Budget Comment: Alan Steel, Personal finance

Beware the new pensions promises – and think before you leap

Alan SteelEconomists, it is said, see things happening in practice but say but they wouldn’t work in theory. Politicians follow this mantra inversely judging by the mess UK governments have made over many years to pension planning.

Not satisfied with making 565 changes to pension laws since 1987 , of which 87% were made in only the last 15 years , now they embrace the theory that “ freedom “ is good for individual pension savers when practice suggests a colossal mis-selling scandal looms large , probably even greater than that following other freedoms after the 1988 changes .

In theory, the power to remove as much of the pension fund you want after age 55 sounds great but in practice you’ll probably find an unwelcome and surprise large tax bill the following year and a bare cupboard, having blown the lot on having fun.

What won’t be fun is explaining this to the tax authorities who are skilled at getting blood out of a stone . And neither will it be fun facing up to the probable increased chances of living near the poverty line in retirement.

Now it’s proposed to allow folks to sell their annuities for cash ..taxable naturally … and you have to ask who in practice will pay top dollar for an income plan you don’t want , and where the income is likely to disappear when you pop your clogs ( on the basis most annuities are purchased with only a five year guarantee, no inflation linking and no marriage survivor’s income benefit ). And if you don’t understand that you shouldn’t allow theory to trump practice. Find out first before doing anything daft.

What’s even more worrying though is evidence that savers still grossly underestimate how much they need to accumulate before retirement . A study in the US found in 2013 that 4 in 5 households have less than one year’s income saved up for any rainy day , and even scarier is the fact that over 9 out of 10 folk in the 55 to 64 age group have under 4 times their annual income saved up as they approach retirement. Why? Because research has found in practice you need to have saved at least 22 times your annual income to enjoy a decent retirement financially.

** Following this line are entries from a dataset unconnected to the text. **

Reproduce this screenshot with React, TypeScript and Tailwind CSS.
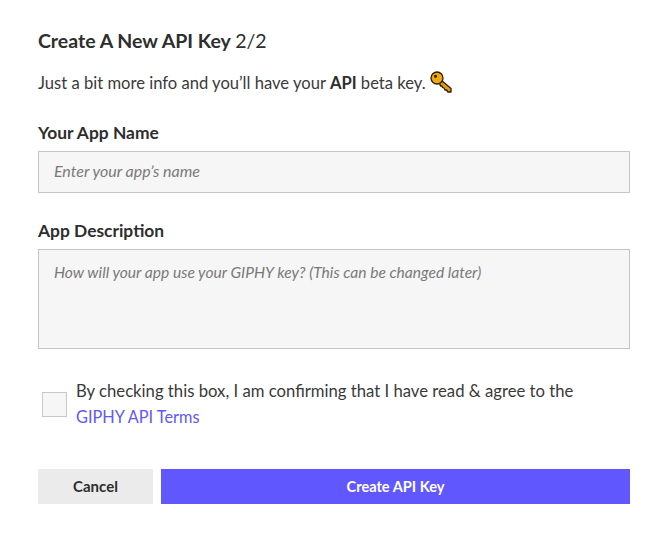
function KeyIcon() {
  return (
    <svg width="22" height="22" viewBox="0 0 22 22" className="ml-[4px] -mt-[2px] shrink-0">
      <path d="M9 10.5l2-1.5 10 8.5v3.5h-3l-1.5-2-1.5 0-1-2-1.500-.5-.5-1.500-1.500 0z" fill="#e59c0c" stroke="#2a1c00" strokeWidth="1.300" strokeLinejoin="round" />
      <circle cx="7" cy="7" r="6" fill="#f0a80f" stroke="#2a1c00" strokeWidth="1.300" />
      <circle cx="5.500" cy="5.200" r="1.500" fill="#2a1c00" />
    </svg>
  );
}

export default function App() {
  return (
    <div className="w-[665px] h-[540px] bg-white px-[38px] pr-[35px] pt-[29px] font-['Lato',sans-serif] text-[#2e2e2e]">
      <h1 className="text-[19.5px] leading-6 font-bold">
        Create A New API Key <span className="font-normal">2/2</span>
      </h1>
      <p className="mt-[18px] flex items-center h-6 text-[16.6px] text-[#3a3a3a]">
        <span>
          Just a bit more info and you’ll have your <b className="text-[#2e2e2e]">API</b> beta key.
        </span>
        <KeyIcon />
      </p>

      <label className="block mt-[26px] text-[17.4px] leading-6 font-bold">Your App Name</label>
      <input
        placeholder="Enter your app’s name"
        className="block mt-[6px] w-full h-[42px] px-[15px] pb-[3px] bg-[#f6f6f6] border border-[#c4c4c4] text-[16px] italic placeholder:text-[#7a7a7a] outline-none"
      />

      <label className="block mt-[26px] text-[17.4px] leading-6 font-bold">App Description</label>
      <textarea
        placeholder="How will your app use your GIPHY key? (This can be changed later)"
        className="block mt-[6px] w-full h-[100px] px-[15px] py-[12px] bg-[#f6f6f6] border border-[#c4c4c4] text-[15.6px] leading-5 italic placeholder:text-[#7a7a7a] outline-none resize-none"
      />

      <div className="flex items-center mt-[30px] pl-1">
        <div className="w-[25px] h-[25px] shrink-0 bg-[#f6f6f6] border border-[#c8c8c8]" />
        <p className="ml-[9px] text-[16.7px] leading-[25px] text-[#3a3a3a]">
          By checking this box, I am confirming that I have read &amp; agree to the
          <br />
          <a className="text-[16.3px] text-[#6157ff]">GIPHY API Terms</a>
        </p>
      </div>

      <div className="flex gap-2 mt-[39px]">
        <button className="w-[115px] h-[35px] bg-[#ebebeb] text-[15px] font-bold text-[#2e2e2e]">Cancel</button>
        <button className="flex-1 h-[35px] bg-[#6157ff] text-[14.6px] font-bold text-white">Create API Key</button>
      </div>
    </div>
  );
}
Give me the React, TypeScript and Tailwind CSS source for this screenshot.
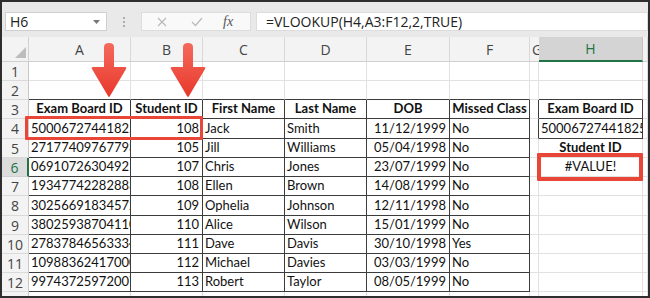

It’s interesting to note that the vast majority who support the UK Government “pensions freedoms “ in theory are politicians looking for higher taxes and the media who can effectively give advice without qualifications, experience, significant savings themselves or responsibility to pick up the pieces when in practice the public will likely make massive financial mistakes too late in life to repair the damage. Mark my words. Keep these thoughts and let’s review this again in practice a few years down the line.